- _Do this_
It is required that the lines from the top of the listing through the line with "const steps = [1, 2, 3];" be reproduced exactly, excluding pictures.

=== Data for this exercise ===

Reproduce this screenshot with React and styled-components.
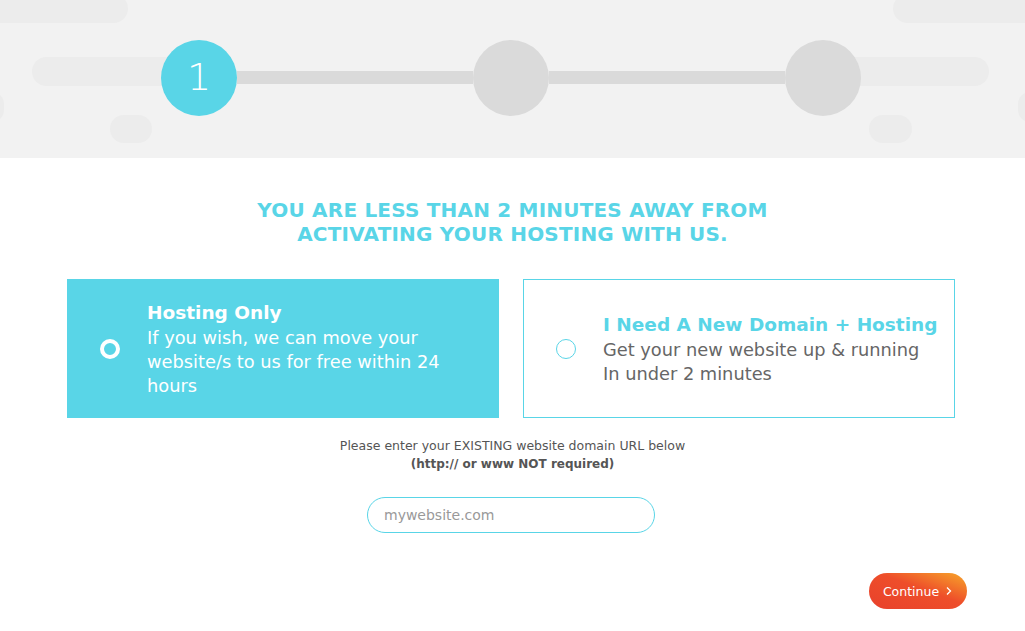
import React from "react";
import styled, { createGlobalStyle } from "styled-components";

const GlobalStyle = createGlobalStyle`
  * { box-sizing: border-box; }
  body {
    margin: 0;
    background: #fff;
    font-family: "DejaVu Sans", "Open Sans", sans-serif;
  }
`;

const steps = [1, 2, 3];

const App = () => {
  return (
    <>
      <GlobalStyle />
      <Header>
        <Pill style={{ left: -20, top: -6, width: 148, height: 29 }} />
        <Pill style={{ left: 893, top: -6, width: 160, height: 29 }} />
        <Pill style={{ left: 32, top: 57, width: 160, height: 29 }} />
        <Pill style={{ left: 830, top: 57, width: 159, height: 29 }} />
        <Pill style={{ left: 110, top: 115, width: 42, height: 28 }} />
        <Pill style={{ left: 869, top: 115, width: 43, height: 28 }} />
        <Pill style={{ left: -20, top: 92, width: 24, height: 30 }} />
        <Pill style={{ left: 1018, top: 92, width: 24, height: 30 }} />
        <Steps>
          {steps.map((s, i) => (
            <React.Fragment key={s}>
              {i > 0 && <Line />}
              <Step active={i === 0}>{i === 0 ? s : ""}</Step>
            </React.Fragment>
          ))}
        </Steps>
      </Header>

      <Main>
        <Title>
          YOU ARE LESS THAN 2 MINUTES AWAY FROM
          <br />
          ACTIVATING YOUR HOSTING WITH US.
        </Title>

        <Options>
          <Option selected>
            <Radio selected />
            <OptionText>
              <OptionTitle selected>Hosting Only</OptionTitle>
              <OptionDesc selected>
                If you wish, we can move your website/s to us for free within 24
                hours
              </OptionDesc>
            </OptionText>
          </Option>
          <Option>
            <Radio />
            <OptionText>
              <OptionTitle>I Need A New Domain + Hosting</OptionTitle>
              <OptionDesc>
                Get your new website up &amp; running
                <br />
                In under 2 minutes
              </OptionDesc>
            </OptionText>
          </Option>
        </Options>

        <Hint>
          Please enter your EXISTING website domain URL below
          <br />
          <b>(http:// or www NOT required)</b>
        </Hint>

        <Input placeholder="mywebsite.com" />

        <Footer>
          <Button>
            Continue
            <svg width="8" height="10" viewBox="0 0 8 10">
              <path d="M2 1.5 L5.5 5 L2 8.5" fill="none" stroke="#fff" strokeWidth="1.3" />
            </svg>
          </Button>
        </Footer>
      </Main>
    </>
  );
};

export default App;

const Header = styled.header`
  position: relative;
  height: 158px;
  background: #f2f2f2;
  overflow: hidden;
  display: flex;
  justify-content: center;
  padding-top: 40px;
  padding-right: 3px;
`;

const Pill = styled.div`
  position: absolute;
  background: #ececec;
  border-radius: 15px;
`;

const Steps = styled.div`
  position: relative;
  display: flex;
  align-items: center;
  height: 76px;
`;

const Step = styled.div`
  width: 76px;
  height: 76px;
  border-radius: 50%;
  background: ${(p) => (p.active ? "#59d5e7" : "#dadada")};
  color: #fff;
  display: flex;
  align-items: center;
  justify-content: center;
  font-family: "DejaVu Sans", sans-serif;
  font-weight: 200;
  font-size: 38px;
  padding-bottom: 2px;
`;

const Line = styled.div`
  width: 236px;
  height: 13px;
  margin-top: -1px;
  background: #dadada;
`;

const Main = styled.main`
  display: flex;
  flex-direction: column;
  align-items: center;
  padding-top: 40px;
`;

const Title = styled.h1`
  margin: 0;
  color: #59d5e7;
  font-size: 20px;
  font-weight: 600;
  line-height: 24px;
  text-align: center;
  letter-spacing: 0.2px;
`;

const Options = styled.div`
  display: flex;
  gap: 24px;
  margin-top: 33px;
  margin-right: 3px;
`;

const Option = styled.div`
  width: 432px;
  height: 139px;
  display: flex;
  align-items: center;
  padding: 0 10px 0 32px;
  background: ${(p) => (p.selected ? "#59d5e7" : "#fff")};
  border: 1px solid #59d5e7;
`;

const Radio = styled.span`
  flex: none;
  width: 20px;
  height: 20px;
  border-radius: 50%;
  border: ${(p) => (p.selected ? "4px solid #fff" : "1.5px solid #59d5e7")};
  margin-right: 27px;
`;

const OptionText = styled.div`
  display: flex;
  flex-direction: column;
`;

const OptionTitle = styled.div`
  font-size: 18.5px;
  font-weight: 700;
  line-height: 26px;
  color: ${(p) => (p.selected ? "#fff" : "#59d5e7")};
  white-space: nowrap;
`;

const OptionDesc = styled.div`
  font-size: 17.8px;
  line-height: 24px;
  color: ${(p) => (p.selected ? "#fff" : "#666")};
`;

const Hint = styled.p`
  margin: 19px 0 0;
  font-size: 12.5px;
  line-height: 18px;
  color: #555;
  text-align: center;
  b {
    font-weight: 700;
    font-size: 12px;
  }
`;

const Input = styled.input`
  margin-top: 24px;
  width: 288px;
  height: 36px;
  border: 1px solid #59d5e7;
  border-radius: 18px;
  padding: 0 16px;
  font-family: inherit;
  font-size: 14px;
  color: #555;
  outline: none;
  margin-right: 3px;
  &::placeholder {
    color: #999;
  }
`;

const Footer = styled.div`
  width: 100%;
  display: flex;
  justify-content: flex-end;
  padding-right: 58px;
  margin-top: 40px;
`;

const Button = styled.button`
  width: 98px;
  height: 36px;
  border: none;
  border-radius: 18px;
  background: linear-gradient(20deg, #e8412c 0%, #ee4e2a 55%, #f7a72a 100%);
  color: #fff;
  font-family: inherit;
  font-size: 12.5px;
  display: flex;
  align-items: center;
  justify-content: center;
  gap: 6px;
  cursor: pointer;
`;
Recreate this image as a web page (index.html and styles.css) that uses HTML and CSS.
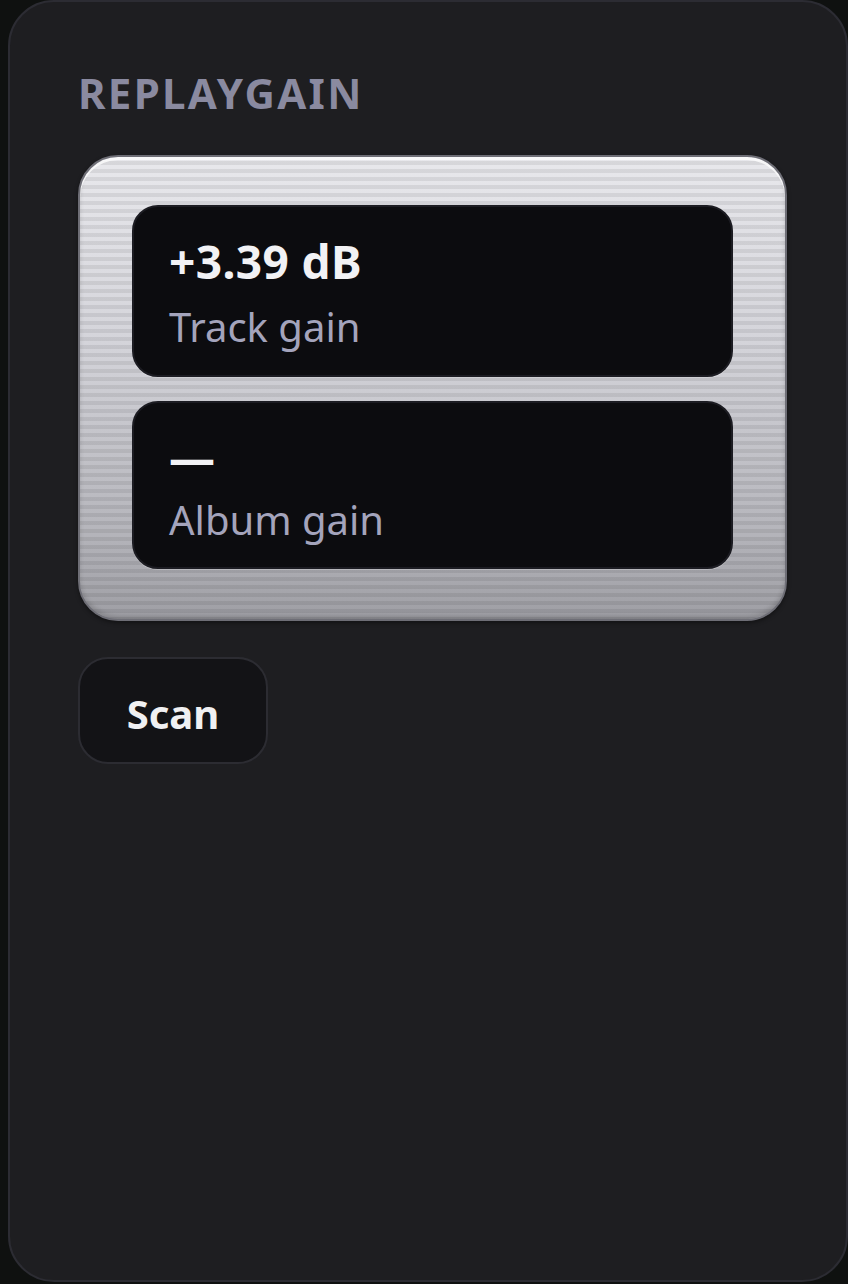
FILE: index.html
```html
<!DOCTYPE html>
<html>
<head>
<meta charset="utf-8">
<link rel="stylesheet" href="styles.css">
</head>
<body>
<div class="panel">
  <h2 class="title">REPLAYGAIN</h2>
  <div class="metal">
    <div class="card card-track">
      <div class="value">+3.39 dB</div>
      <div class="label">Track gain</div>
    </div>
    <div class="card card-album">
      <div class="value value-empty">—</div>
      <div class="label">Album gain</div>
    </div>
  </div>
  <button class="scan">Scan</button>
</div>
</body>
</html>
```
FILE: styles.css
```css
html, body {
  margin: 0;
  padding: 0;
  background: #0f1110;
  height: 100%;
}
body {
  padding-left: 8px;
  font-family: "Noto Sans", "Open Sans", sans-serif;
}
.panel {
  box-sizing: border-box;
  width: 840px;
  height: 1282px;
  background: #1e1e21;
  border: 2px solid #2c2c33;
  border-radius: 46px;
  padding: 64px 59px 0 68px;
  display: flex;
  flex-direction: column;
  align-items: flex-start;
}
.title {
  margin: 0;
  font-size: 42px;
  font-weight: 700;
  letter-spacing: 2.3px;
  color: #8a8aa0;
  line-height: 54px;
}
.metal {
  box-sizing: border-box;
  align-self: stretch;
  margin-top: 35px;
  border-radius: 40px;
  border: 2px solid #6e6e76;
  padding: 48px 52px 50px 52px;
  display: flex;
  flex-direction: column;
  gap: 24px;
  background:
    repeating-linear-gradient(180deg, rgba(255,255,255,0.0) 0px, rgba(255,255,255,0.0) 4px, rgba(0,0,0,0.075) 4px, rgba(0,0,0,0.075) 8px),
    linear-gradient(180deg, #e8e8ec 0%, #d4d4da 40%, #b6b6bc 80%, #9e9ea4 100%);
  box-shadow: inset 0 3px 0 rgba(255,255,255,0.75), inset 0 -3px 4px rgba(0,0,0,0.15), 0 2px 4px rgba(0,0,0,0.4);
}
.card {
  box-sizing: border-box;
  background: #0c0c0f;
  border: 2px solid #1c1c22;
  border-radius: 26px;
  padding: 26px 36px 0 35px;
  box-shadow: 0 1px 0 rgba(255,255,255,0.25);
}
.card-track { height: 172px; }
.card-album { height: 168px; padding-top: 23px; }
.value {
  font-size: 46px;
  font-weight: 700;
  letter-spacing: 0.4px;
  color: #f2f2f5;
  line-height: 56px;
}
.value-empty {
  padding-top: 3px;
}
.label {
  font-size: 40px;
  font-weight: 400;
  color: #a4a4bc;
  line-height: 54px;
  margin-top: 11px;
}
.value-empty + .label {
  margin-top: 8px;
}
.scan {
  margin-top: 36px;
  box-sizing: border-box;
  width: 190px;
  height: 107px;
  background: #131316;
  border: 2px solid #2c2c32;
  border-radius: 30px;
  color: #f0f0f2;
  font-family: "Noto Sans", "Open Sans", sans-serif;
  font-size: 40px;
  font-weight: 700;
  padding: 6px 0 0 0;
}
```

===

- _Exercise response_
Reproduce this screenshot with React and styled-components.
import React from "react";
import styled, { createGlobalStyle } from "styled-components";

const GlobalStyle = createGlobalStyle`
  * { box-sizing: border-box; }
  body {
    margin: 0;
    background: #fff;
    font-family: "DejaVu Sans", "Open Sans", sans-serif;
  }
`;

const steps = [1, 2, 3];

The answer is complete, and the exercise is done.